• EXERCISE PROMPT: Skip the pictures. Transcribe the rest of the data below without changing a word.

** Begin COLLECTED MATERIAL **

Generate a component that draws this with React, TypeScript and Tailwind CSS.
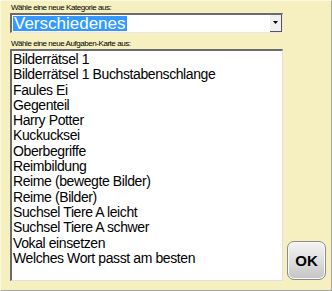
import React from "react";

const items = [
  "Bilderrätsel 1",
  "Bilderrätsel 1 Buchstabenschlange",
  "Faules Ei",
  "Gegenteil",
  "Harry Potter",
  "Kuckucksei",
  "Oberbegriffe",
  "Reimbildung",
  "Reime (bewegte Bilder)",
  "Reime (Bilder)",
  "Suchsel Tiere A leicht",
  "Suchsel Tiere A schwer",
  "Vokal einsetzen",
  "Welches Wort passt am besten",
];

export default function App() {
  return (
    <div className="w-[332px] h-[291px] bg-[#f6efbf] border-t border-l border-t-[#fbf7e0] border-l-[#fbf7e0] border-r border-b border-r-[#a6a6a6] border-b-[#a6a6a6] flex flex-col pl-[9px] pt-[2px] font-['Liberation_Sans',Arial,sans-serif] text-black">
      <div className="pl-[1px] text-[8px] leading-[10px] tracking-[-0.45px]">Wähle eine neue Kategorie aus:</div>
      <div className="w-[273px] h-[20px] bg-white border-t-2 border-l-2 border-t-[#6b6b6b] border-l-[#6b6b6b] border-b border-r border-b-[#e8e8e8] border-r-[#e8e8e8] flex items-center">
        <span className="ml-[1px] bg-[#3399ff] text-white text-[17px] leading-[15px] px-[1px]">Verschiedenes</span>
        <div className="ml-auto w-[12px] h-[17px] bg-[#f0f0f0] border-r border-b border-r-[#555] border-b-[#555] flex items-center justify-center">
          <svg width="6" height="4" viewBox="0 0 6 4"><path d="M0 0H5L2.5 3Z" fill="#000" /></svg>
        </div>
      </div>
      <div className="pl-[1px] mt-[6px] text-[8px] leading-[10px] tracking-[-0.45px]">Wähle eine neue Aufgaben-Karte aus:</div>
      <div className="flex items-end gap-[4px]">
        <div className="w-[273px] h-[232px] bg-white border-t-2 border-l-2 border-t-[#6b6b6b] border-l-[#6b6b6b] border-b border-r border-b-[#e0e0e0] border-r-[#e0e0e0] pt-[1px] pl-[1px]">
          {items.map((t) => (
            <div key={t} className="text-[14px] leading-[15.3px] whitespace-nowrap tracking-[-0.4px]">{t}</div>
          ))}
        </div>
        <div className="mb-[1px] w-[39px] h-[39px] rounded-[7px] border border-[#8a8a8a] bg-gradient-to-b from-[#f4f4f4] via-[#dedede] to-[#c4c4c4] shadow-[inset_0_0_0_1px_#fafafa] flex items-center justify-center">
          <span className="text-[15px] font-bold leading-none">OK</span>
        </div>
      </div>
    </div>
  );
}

** End COLLECTED MATERIAL **

• RESULT OF THE EXERCISE:
Generate a component that draws this with React, TypeScript and Tailwind CSS.
import React from "react";

const items = [
  "Bilderrätsel 1",
  "Bilderrätsel 1 Buchstabenschlange",
  "Faules Ei",
  "Gegenteil",
  "Harry Potter",
  "Kuckucksei",
  "Oberbegriffe",
  "Reimbildung",
  "Reime (bewegte Bilder)",
  "Reime (Bilder)",
  "Suchsel Tiere A leicht",
  "Suchsel Tiere A schwer",
  "Vokal einsetzen",
  "Welches Wort passt am besten",
];

export default function App() {
  return (
    <div className="w-[332px] h-[291px] bg-[#f6efbf] border-t border-l border-t-[#fbf7e0] border-l-[#fbf7e0] border-r border-b border-r-[#a6a6a6] border-b-[#a6a6a6] flex flex-col pl-[9px] pt-[2px] font-['Liberation_Sans',Arial,sans-serif] text-black">
      <div className="pl-[1px] text-[8px] leading-[10px] tracking-[-0.45px]">Wähle eine neue Kategorie aus:</div>
      <div className="w-[273px] h-[20px] bg-white border-t-2 border-l-2 border-t-[#6b6b6b] border-l-[#6b6b6b] border-b border-r border-b-[#e8e8e8] border-r-[#e8e8e8] flex items-center">
        <span className="ml-[1px] bg-[#3399ff] text-white text-[17px] leading-[15px] px-[1px]">Verschiedenes</span>
        <div className="ml-auto w-[12px] h-[17px] bg-[#f0f0f0] border-r border-b border-r-[#555] border-b-[#555] flex items-center justify-center">
          <svg width="6" height="4" viewBox="0 0 6 4"><path d="M0 0H5L2.5 3Z" fill="#000" /></svg>
        </div>
      </div>
      <div className="pl-[1px] mt-[6px] text-[8px] leading-[10px] tracking-[-0.45px]">Wähle eine neue Aufgaben-Karte aus:</div>
      <div className="flex items-end gap-[4px]">
        <div className="w-[273px] h-[232px] bg-white border-t-2 border-l-2 border-t-[#6b6b6b] border-l-[#6b6b6b] border-b border-r border-b-[#e0e0e0] border-r-[#e0e0e0] pt-[1px] pl-[1px]">
          {items.map((t) => (
            <div key={t} className="text-[14px] leading-[15.3px] whitespace-nowrap tracking-[-0.4px]">{t}</div>
          ))}
        </div>
        <div className="mb-[1px] w-[39px] h-[39px] rounded-[7px] border border-[#8a8a8a] bg-gradient-to-b from-[#f4f4f4] via-[#dedede] to-[#c4c4c4] shadow-[inset_0_0_0_1px_#fafafa] flex items-center justify-center">
          <span className="text-[15px] font-bold leading-none">OK</span>
        </div>
      </div>
    </div>
  );
}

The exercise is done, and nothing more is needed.